I tried using just Notion for everything. It was too much friction. I tried using just link managers for everything. They couldn’t handle notes or structured data. The hybrid approach works because each tool does its job without trying to be something it’s not.
Your ideal stack might be different. That’s fine. The key is intentionality: choose tools that match how you actually work, not how you wish you worked or how productivity gurus say you should work.
Moving Forward: Build Your Stack Intentionally#
Here’s what I want you to take away from this:
Stop trying to find the perfect all-in-one tool. It doesn’t exist. Even if something claims to do everything, it won’t do everything well.
Instead, build a stack of 2-3 specialized tools that each excel at their specific job. Less is more, but one is too few.
Start with your actual behavior. What do you actually save? How do you actually search for things? What organizational methods actually stick for you? Build your tool stack around reality, not aspiration.
Give tools a real trial. Use something exclusively for a month before judging. Surface-level testing doesn’t reveal whether a tool fits your workflow.
Don’t optimize prematurely. You don’t need the perfect system on day one.
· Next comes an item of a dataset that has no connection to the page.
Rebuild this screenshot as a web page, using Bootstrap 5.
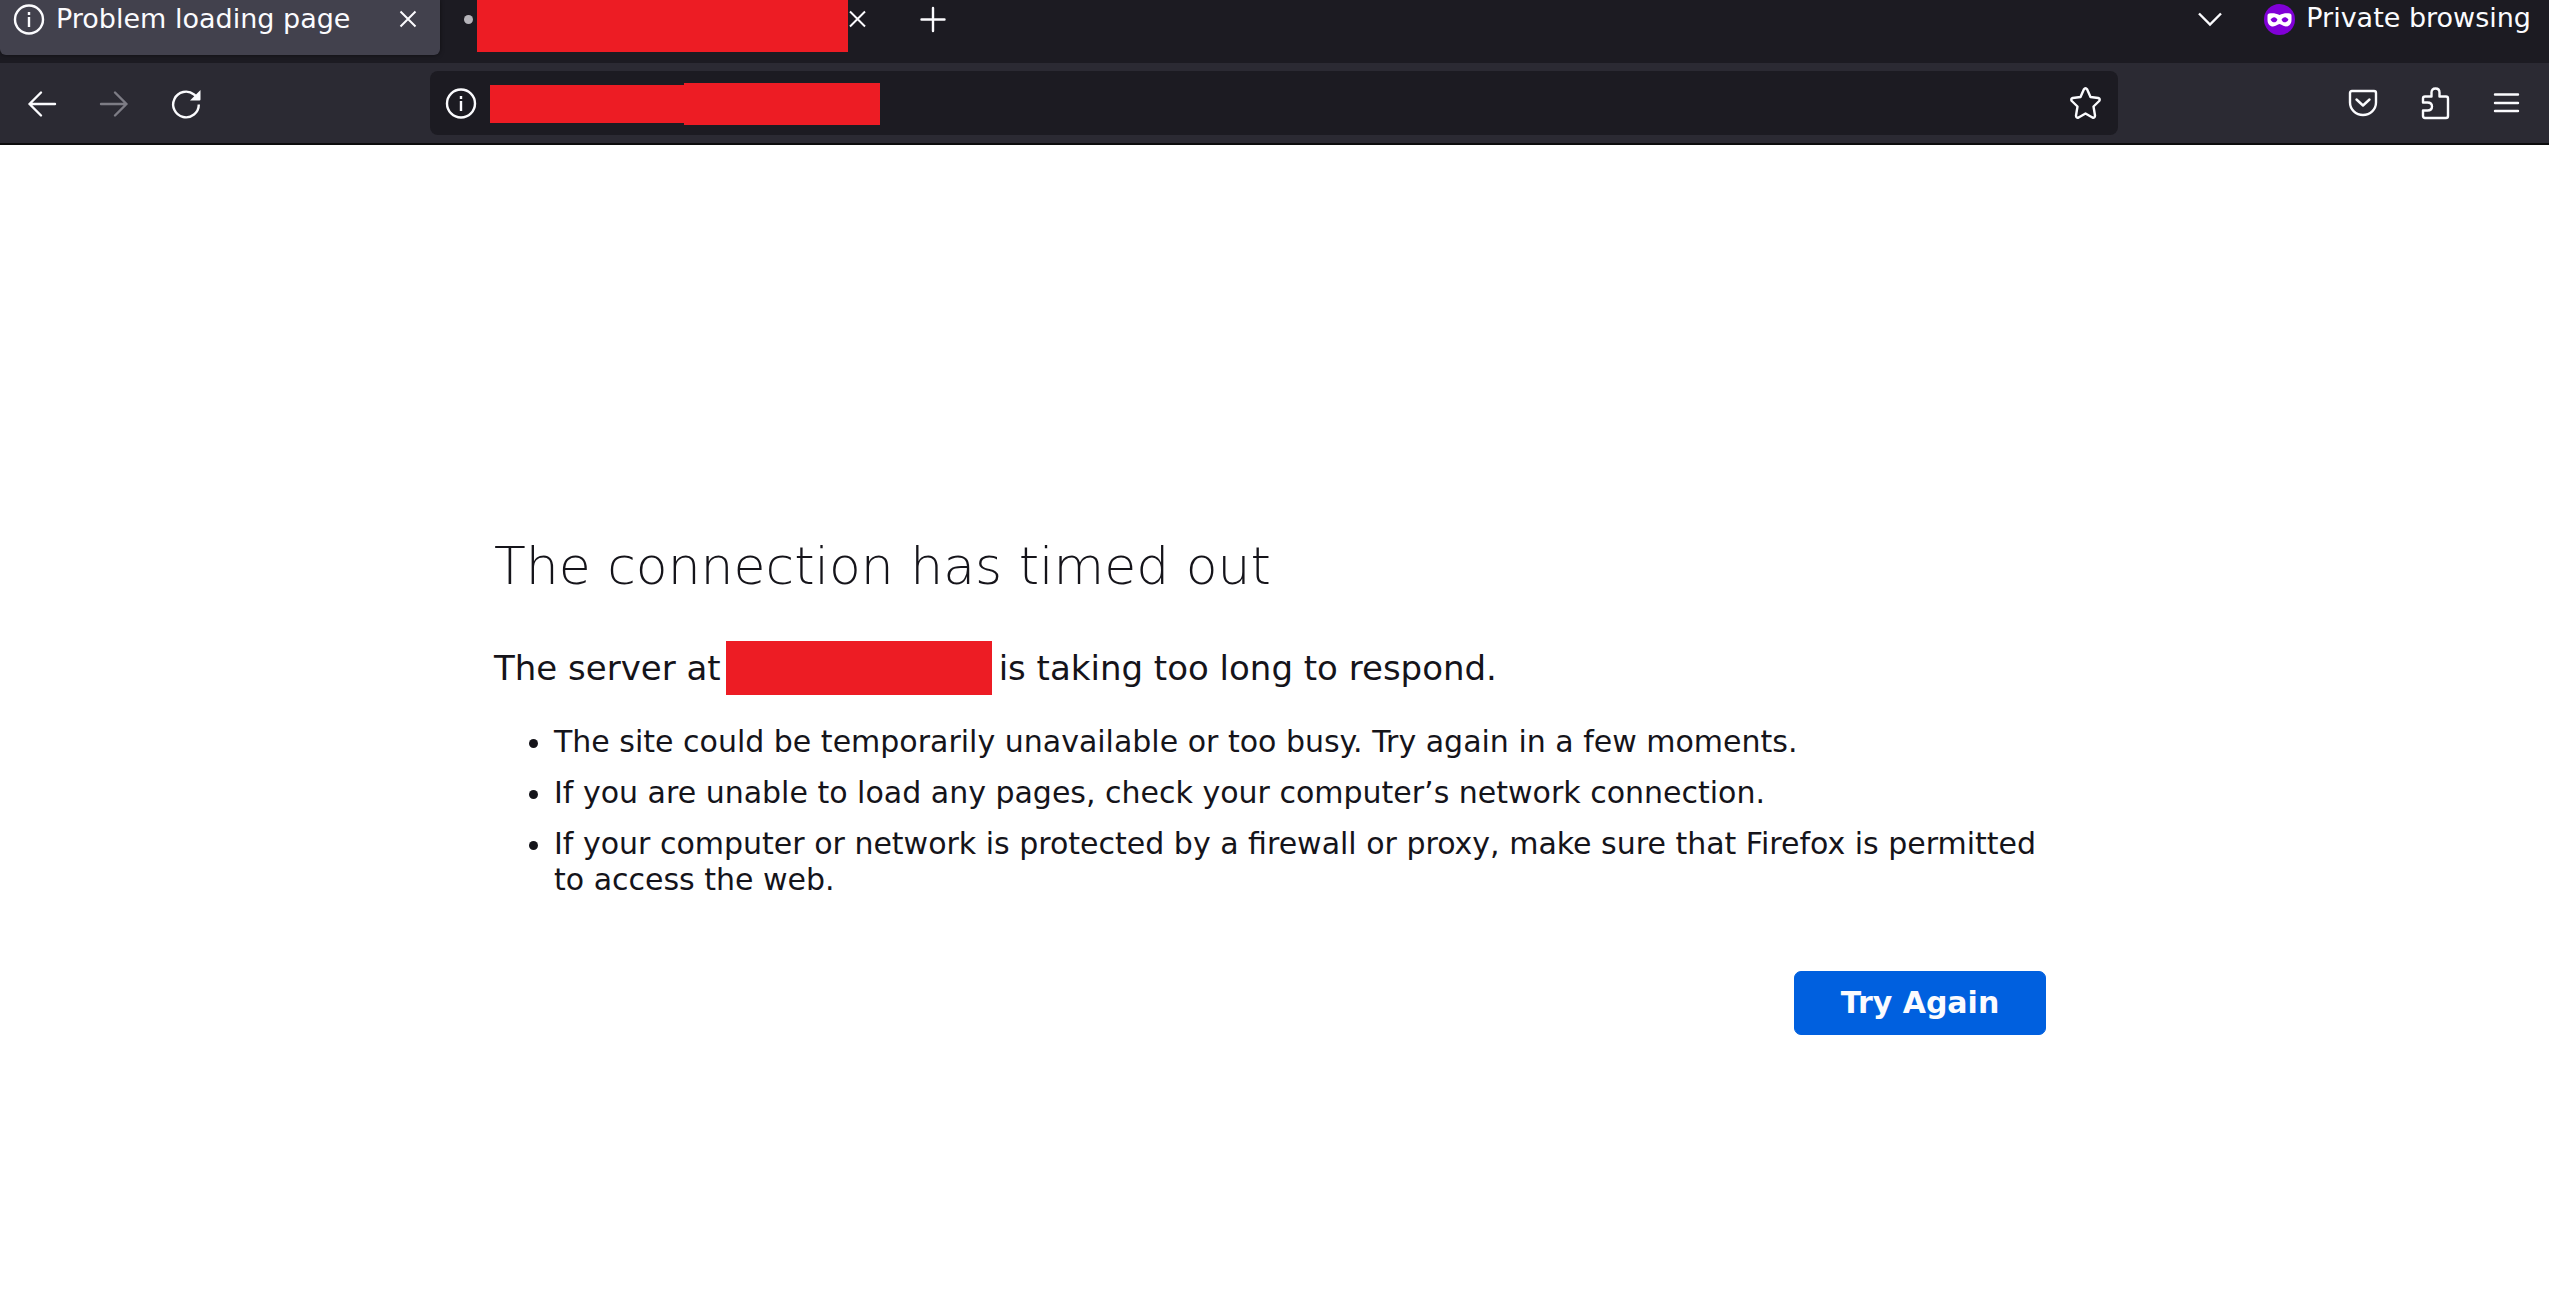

Start simple, use it consistently, and let complexity grow only as you discover genuine needs.
And remember: the best productivity tool is the one you actually use. Doesn’t matter how powerful Notion is if you never open it. Doesn’t matter how beautiful Evernote is if you never organize it. Doesn’t matter how perfect a link manager is if you keep bookmarking things in your browser out of habit.
Choose tools that reduce friction in your actual workflow. That’s the only metric that matters.
Now stop reading comparison articles and go actually organize something. Your future self will thank you.